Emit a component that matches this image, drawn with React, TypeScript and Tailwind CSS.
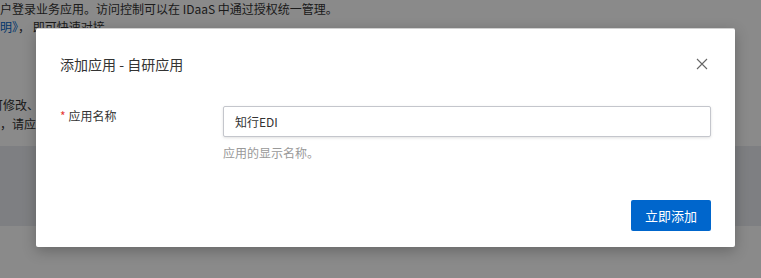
import React from 'react';

const font = { fontFamily: '"Noto Sans CJK SC", "Liberation Sans", sans-serif' };

const BackgroundPage: React.FC = () => (
  <div className="relative h-[278px] w-[761px] overflow-hidden bg-white text-[12px] text-[#333]">
    <div className="flex flex-col">
      <p className="h-[17px] whitespace-nowrap leading-[17px]">
        户登录业务应用。访问控制可以在 IDaaS 中通过授权统一管理。
      </p>
      <p className="h-[20px] whitespace-nowrap leading-[20px]">
        <span className="text-[#0064c8]">明》</span>， 即可快速对接
      </p>
      <div className="mt-[58px] flex flex-col">
        <p className="-ml-[9px] whitespace-nowrap leading-[19px]">可修改、</p>
        <p className="whitespace-nowrap leading-[19px]">，请应</p>
      </div>
      <div className="mt-[13px] h-[80px] bg-[#e9ebf0]" />
    </div>
  </div>
);

const AddAppModal: React.FC = () => (
  <div className="absolute left-[36px] top-[28px] flex h-[219px] w-[699px] flex-col rounded-[2px] border-t border-[#d0d0d0] bg-white shadow-[0_4px_14px_rgba(0,0,0,0.25)]">
    <div className="flex items-center justify-between px-6 pt-[25px]">
      <h3 className="text-[14px] leading-[20px] text-[#333]">添加应用 - 自研应用</h3>
      <button className="mr-[1px] flex h-4 w-4 items-center justify-center text-[#666]">
        <svg width="12" height="12" viewBox="0 0 12 12" fill="none" stroke="currentColor" strokeWidth="1.1">
          <path d="M1 1L11 11M11 1L1 11" />
        </svg>
      </button>
    </div>

    <div className="mt-[32px] flex px-6">
      <label className="w-[163px] shrink-0 text-[12px] leading-[20px] text-[#333]">
        <span className="mr-[3px] text-[#e53935]">*</span>应用名称
      </label>
      <div className="flex flex-1 flex-col">
        <div className="flex h-[31px] items-center rounded-[2px] border border-[#c4c6cc] bg-white pl-[11px] shadow-[0_1px_3px_rgba(0,0,0,0.12)]">
          <span className="text-[12px] text-[#333]">知行EDI</span>
        </div>
        <p className="mt-[7px] text-[12px] leading-[18px] text-[#999]">应用的显示名称。</p>
      </div>
    </div>

    <div className="mt-auto flex justify-end px-6 pb-4">
      <button className="h-[31px] w-[80px] rounded-[2px] bg-[#0066cc] text-[13px] text-white">立即添加</button>
    </div>
  </div>
);

export default function App() {
  return (
    <div className="relative h-[278px] w-[761px] overflow-hidden" style={font}>
      <BackgroundPage />
      <div className="absolute inset-0 bg-black/[0.46]" />
      <AddAppModal />
    </div>
  );
}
_ _ _ _
• [Exercise objective]
Print out the lines exactly, skipping any picture.

• [Written reply]
Emit a component that matches this image, drawn with React, TypeScript and Tailwind CSS.
import React from 'react';

const font = { fontFamily: '"Noto Sans CJK SC", "Liberation Sans", sans-serif' };

const BackgroundPage: React.FC = () => (
  <div className="relative h-[278px] w-[761px] overflow-hidden bg-white text-[12px] text-[#333]">
    <div className="flex flex-col">
      <p className="h-[17px] whitespace-nowrap leading-[17px]">
        户登录业务应用。访问控制可以在 IDaaS 中通过授权统一管理。
      </p>
      <p className="h-[20px] whitespace-nowrap leading-[20px]">
        <span className="text-[#0064c8]">明》</span>， 即可快速对接
      </p>
      <div className="mt-[58px] flex flex-col">
        <p className="-ml-[9px] whitespace-nowrap leading-[19px]">可修改、</p>
        <p className="whitespace-nowrap leading-[19px]">，请应</p>
      </div>
      <div className="mt-[13px] h-[80px] bg-[#e9ebf0]" />
    </div>
  </div>
);

const AddAppModal: React.FC = () => (
  <div className="absolute left-[36px] top-[28px] flex h-[219px] w-[699px] flex-col rounded-[2px] border-t border-[#d0d0d0] bg-white shadow-[0_4px_14px_rgba(0,0,0,0.25)]">
    <div className="flex items-center justify-between px-6 pt-[25px]">
      <h3 className="text-[14px] leading-[20px] text-[#333]">添加应用 - 自研应用</h3>
      <button className="mr-[1px] flex h-4 w-4 items-center justify-center text-[#666]">
        <svg width="12" height="12" viewBox="0 0 12 12" fill="none" stroke="currentColor" strokeWidth="1.1">
          <path d="M1 1L11 11M11 1L1 11" />
        </svg>
      </button>
    </div>

    <div className="mt-[32px] flex px-6">
      <label className="w-[163px] shrink-0 text-[12px] leading-[20px] text-[#333]">
        <span className="mr-[3px] text-[#e53935]">*</span>应用名称
      </label>
      <div className="flex flex-1 flex-col">
        <div className="flex h-[31px] items-center rounded-[2px] border border-[#c4c6cc] bg-white pl-[11px] shadow-[0_1px_3px_rgba(0,0,0,0.12)]">
          <span className="text-[12px] text-[#333]">知行EDI</span>
        </div>
        <p className="mt-[7px] text-[12px] leading-[18px] text-[#999]">应用的显示名称。</p>
      </div>
    </div>

    <div className="mt-auto flex justify-end px-6 pb-4">
      <button className="h-[31px] w-[80px] rounded-[2px] bg-[#0066cc] text-[13px] text-white">立即添加</button>
    </div>
  </div>
);

export default function App() {
  return (
    <div className="relative h-[278px] w-[761px] overflow-hidden" style={font}>
      <BackgroundPage />
      <div className="absolute inset-0 bg-black/[0.46]" />
      <AddAppModal />
    </div>
  );
}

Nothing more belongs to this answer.